By Kristine Bachicha
Gamma Tau, Oklahoma City University
If I had to describe my experience in Jamaica thus far, it would be that through everything we do, my Alpha Chi sisters and I have learned to let go, open our minds and jump in. The first day we arrived in Jamaica, eighteen of us who had not met before were thrown into a new environment. We all had to let go of any insecurities and begin bonding right away, which pushed me out of my introverted shell. On our first full day in Jamaica we literally jumped into the ocean before swimming into a cave with bats. This was a great representation of our group diving into a new culture with new people.
Our first two work days involved scraping walls, painting and making mortar and cement for fixing construction issues. We all quickly realized how important it is to have an open mind when experiencing a new culture.

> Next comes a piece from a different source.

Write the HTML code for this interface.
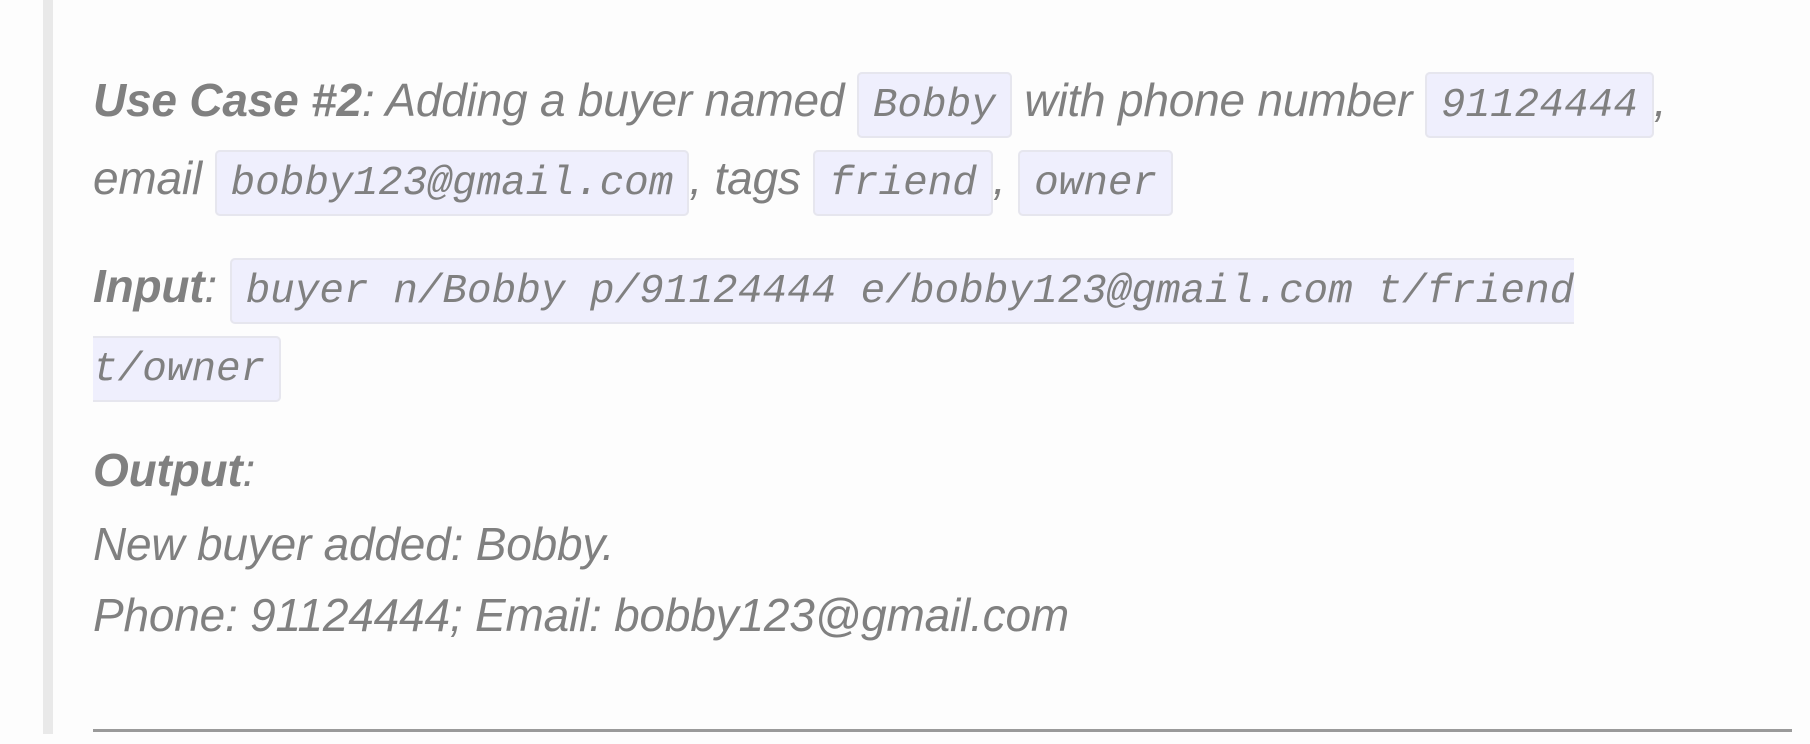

When you are not open to new possibilities, you limit yourself to what you can learn. It was very interesting to be a part of the process in making our own mortar and cement to be used. The Jamaican children from the school we were serving were very welcoming and openly let us join in their recess games. Being open to trying new foods, getting your hair braided by Jamaican children and spending a day working on a cottage were all necessary to get as much out of the process as possible.
Today involved a long and very packed bus ride, which was balanced out by beautiful waterfalls and refreshing water. The theme for today was definitely adventure. Some of us jumped off a rope swing or jumped into a waterfall. None of us were sure what to expect after leaving our first location to which we had already gotten accustomed. We loved the new location with a pool, until the power went out. We kept a positive attitude by taking a flashlight lit tour, telling ghost stories and going on a journey to get ice cream. The break from work and reflection on our achievements and our lives as a whole led us to really appreciate our vacation day and time here with each other. It was clear today that we are no longer just sisters brought together for a common purpose, but great friends.